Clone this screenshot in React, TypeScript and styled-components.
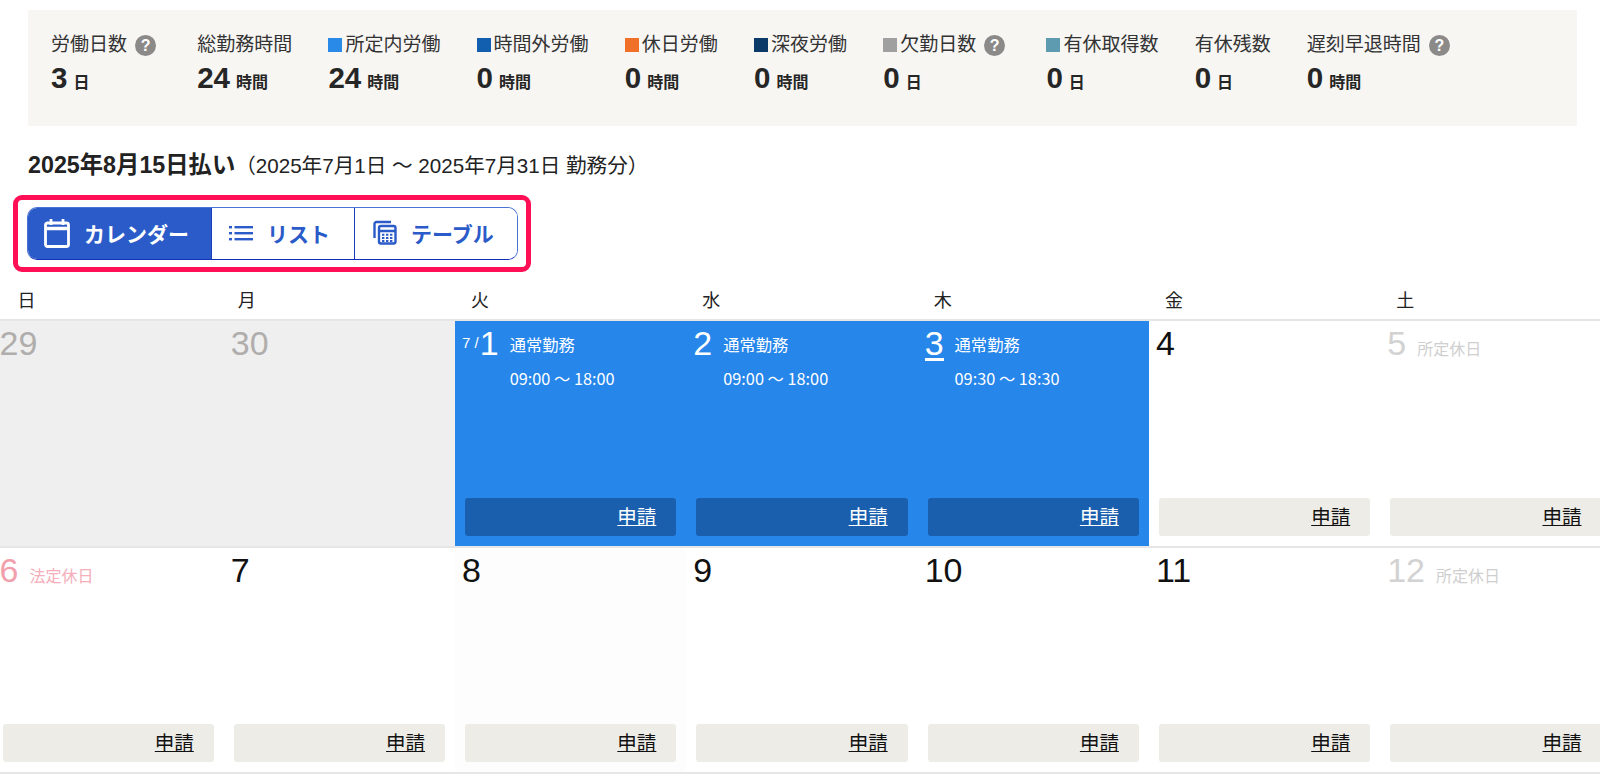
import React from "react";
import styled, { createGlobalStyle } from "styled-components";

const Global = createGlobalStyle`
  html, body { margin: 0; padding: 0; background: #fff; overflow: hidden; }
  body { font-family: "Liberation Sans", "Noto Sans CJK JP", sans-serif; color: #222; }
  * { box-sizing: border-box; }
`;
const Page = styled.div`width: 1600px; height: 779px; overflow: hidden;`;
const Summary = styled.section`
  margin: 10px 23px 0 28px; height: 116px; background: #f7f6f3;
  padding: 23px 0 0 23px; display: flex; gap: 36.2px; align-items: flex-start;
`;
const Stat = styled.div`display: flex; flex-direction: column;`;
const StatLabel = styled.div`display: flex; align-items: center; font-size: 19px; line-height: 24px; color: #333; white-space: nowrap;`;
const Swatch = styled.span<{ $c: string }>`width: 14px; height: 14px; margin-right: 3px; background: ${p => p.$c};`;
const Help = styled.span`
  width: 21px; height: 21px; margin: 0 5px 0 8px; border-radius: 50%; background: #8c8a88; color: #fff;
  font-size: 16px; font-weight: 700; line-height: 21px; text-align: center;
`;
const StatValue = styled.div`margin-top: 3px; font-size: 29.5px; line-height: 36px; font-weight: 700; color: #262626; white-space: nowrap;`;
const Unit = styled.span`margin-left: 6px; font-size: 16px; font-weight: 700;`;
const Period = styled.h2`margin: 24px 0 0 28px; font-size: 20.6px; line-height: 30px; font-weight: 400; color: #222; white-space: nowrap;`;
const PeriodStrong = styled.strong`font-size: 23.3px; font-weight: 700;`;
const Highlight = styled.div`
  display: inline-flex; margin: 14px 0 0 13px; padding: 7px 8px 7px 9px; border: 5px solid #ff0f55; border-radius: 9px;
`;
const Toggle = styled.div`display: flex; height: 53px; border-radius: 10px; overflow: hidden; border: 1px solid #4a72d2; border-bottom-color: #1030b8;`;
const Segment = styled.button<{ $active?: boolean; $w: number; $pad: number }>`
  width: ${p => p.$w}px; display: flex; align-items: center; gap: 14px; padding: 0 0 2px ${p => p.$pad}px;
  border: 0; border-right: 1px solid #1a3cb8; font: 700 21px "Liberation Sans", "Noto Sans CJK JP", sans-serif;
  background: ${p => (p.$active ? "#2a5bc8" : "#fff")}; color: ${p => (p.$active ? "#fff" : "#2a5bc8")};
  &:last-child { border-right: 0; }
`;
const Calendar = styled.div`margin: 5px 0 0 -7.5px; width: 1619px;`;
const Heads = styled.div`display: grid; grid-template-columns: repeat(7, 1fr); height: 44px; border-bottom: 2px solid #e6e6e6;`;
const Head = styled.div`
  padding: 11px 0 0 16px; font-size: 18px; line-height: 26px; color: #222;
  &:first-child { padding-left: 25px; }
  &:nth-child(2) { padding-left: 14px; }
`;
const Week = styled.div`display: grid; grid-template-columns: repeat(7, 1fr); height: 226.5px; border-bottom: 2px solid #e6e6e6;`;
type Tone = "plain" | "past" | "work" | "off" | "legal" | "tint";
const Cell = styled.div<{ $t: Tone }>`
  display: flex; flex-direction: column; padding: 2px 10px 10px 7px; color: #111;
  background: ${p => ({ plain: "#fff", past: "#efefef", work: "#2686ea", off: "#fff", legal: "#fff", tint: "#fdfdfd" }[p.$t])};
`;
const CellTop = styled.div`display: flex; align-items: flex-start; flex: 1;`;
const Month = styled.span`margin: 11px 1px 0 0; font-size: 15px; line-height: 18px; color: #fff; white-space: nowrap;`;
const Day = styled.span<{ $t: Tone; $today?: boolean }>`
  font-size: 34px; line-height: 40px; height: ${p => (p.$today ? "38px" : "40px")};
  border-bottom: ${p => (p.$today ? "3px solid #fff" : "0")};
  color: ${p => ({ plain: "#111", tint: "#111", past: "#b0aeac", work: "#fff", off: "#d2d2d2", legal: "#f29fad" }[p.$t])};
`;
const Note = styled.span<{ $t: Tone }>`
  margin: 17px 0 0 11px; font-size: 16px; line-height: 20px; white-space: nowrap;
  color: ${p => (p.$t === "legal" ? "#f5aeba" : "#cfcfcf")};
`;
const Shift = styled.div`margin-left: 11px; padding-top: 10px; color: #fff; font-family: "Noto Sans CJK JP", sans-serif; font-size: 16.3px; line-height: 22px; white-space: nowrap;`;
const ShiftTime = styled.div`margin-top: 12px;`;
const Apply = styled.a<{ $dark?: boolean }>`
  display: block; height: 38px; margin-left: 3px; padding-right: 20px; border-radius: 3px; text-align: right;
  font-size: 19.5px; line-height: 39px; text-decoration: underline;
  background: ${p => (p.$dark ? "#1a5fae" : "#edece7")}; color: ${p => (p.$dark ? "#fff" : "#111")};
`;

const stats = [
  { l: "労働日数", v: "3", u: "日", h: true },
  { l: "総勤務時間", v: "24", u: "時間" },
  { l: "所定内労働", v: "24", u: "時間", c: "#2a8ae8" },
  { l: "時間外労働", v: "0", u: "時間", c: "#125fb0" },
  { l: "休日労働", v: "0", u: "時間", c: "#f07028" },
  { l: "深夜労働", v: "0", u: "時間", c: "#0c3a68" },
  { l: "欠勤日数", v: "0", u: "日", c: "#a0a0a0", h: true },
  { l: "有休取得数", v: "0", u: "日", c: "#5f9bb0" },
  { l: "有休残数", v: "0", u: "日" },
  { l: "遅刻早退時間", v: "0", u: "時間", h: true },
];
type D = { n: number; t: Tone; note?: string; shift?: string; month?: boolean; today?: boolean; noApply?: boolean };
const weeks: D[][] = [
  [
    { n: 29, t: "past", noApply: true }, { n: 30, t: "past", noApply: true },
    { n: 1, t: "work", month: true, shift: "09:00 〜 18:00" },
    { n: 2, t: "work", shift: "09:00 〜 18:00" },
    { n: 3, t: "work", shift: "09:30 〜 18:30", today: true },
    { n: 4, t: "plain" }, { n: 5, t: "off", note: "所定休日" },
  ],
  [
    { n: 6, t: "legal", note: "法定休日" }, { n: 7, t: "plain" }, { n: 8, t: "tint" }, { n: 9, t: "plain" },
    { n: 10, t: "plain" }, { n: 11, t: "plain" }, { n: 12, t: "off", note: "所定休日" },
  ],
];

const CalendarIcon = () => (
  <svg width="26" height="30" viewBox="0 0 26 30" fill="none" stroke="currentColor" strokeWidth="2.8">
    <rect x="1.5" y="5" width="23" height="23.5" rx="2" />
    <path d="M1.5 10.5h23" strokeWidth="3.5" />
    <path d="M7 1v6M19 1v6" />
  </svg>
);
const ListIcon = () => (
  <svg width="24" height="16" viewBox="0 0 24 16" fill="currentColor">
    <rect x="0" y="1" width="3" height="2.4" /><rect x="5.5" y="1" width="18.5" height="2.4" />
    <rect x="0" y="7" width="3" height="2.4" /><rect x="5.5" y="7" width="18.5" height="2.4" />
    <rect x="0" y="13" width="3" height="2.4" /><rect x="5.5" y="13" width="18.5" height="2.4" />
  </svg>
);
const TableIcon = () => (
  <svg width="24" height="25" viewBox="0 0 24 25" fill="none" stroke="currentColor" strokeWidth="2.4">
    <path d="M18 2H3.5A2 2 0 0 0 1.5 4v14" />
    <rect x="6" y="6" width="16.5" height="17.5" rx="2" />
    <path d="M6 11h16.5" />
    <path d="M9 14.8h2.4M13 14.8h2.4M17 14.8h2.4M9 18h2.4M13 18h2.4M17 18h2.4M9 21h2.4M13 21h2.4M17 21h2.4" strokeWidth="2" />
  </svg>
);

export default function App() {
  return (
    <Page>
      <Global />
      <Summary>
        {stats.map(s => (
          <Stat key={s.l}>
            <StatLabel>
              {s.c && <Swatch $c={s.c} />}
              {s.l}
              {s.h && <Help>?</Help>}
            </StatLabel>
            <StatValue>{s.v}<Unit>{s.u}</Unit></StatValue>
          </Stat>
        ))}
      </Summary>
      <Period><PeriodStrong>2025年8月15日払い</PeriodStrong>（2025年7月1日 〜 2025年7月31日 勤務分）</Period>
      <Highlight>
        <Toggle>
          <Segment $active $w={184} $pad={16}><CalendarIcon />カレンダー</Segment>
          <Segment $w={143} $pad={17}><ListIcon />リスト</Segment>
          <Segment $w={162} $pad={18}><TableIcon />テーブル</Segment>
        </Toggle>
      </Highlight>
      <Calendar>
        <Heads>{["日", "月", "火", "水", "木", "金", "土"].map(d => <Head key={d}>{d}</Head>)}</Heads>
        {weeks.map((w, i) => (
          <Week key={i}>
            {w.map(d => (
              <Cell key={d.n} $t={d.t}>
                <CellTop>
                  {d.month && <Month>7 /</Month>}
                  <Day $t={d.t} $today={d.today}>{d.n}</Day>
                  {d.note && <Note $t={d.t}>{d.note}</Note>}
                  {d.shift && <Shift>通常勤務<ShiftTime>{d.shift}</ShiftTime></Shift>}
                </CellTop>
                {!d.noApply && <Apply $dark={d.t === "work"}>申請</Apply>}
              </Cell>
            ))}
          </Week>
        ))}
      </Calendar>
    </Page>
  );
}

——

Set exercise - Pull every line containing "React" from the material above.

Response below -
Clone this screenshot in React, TypeScript and styled-components.
import React from "react";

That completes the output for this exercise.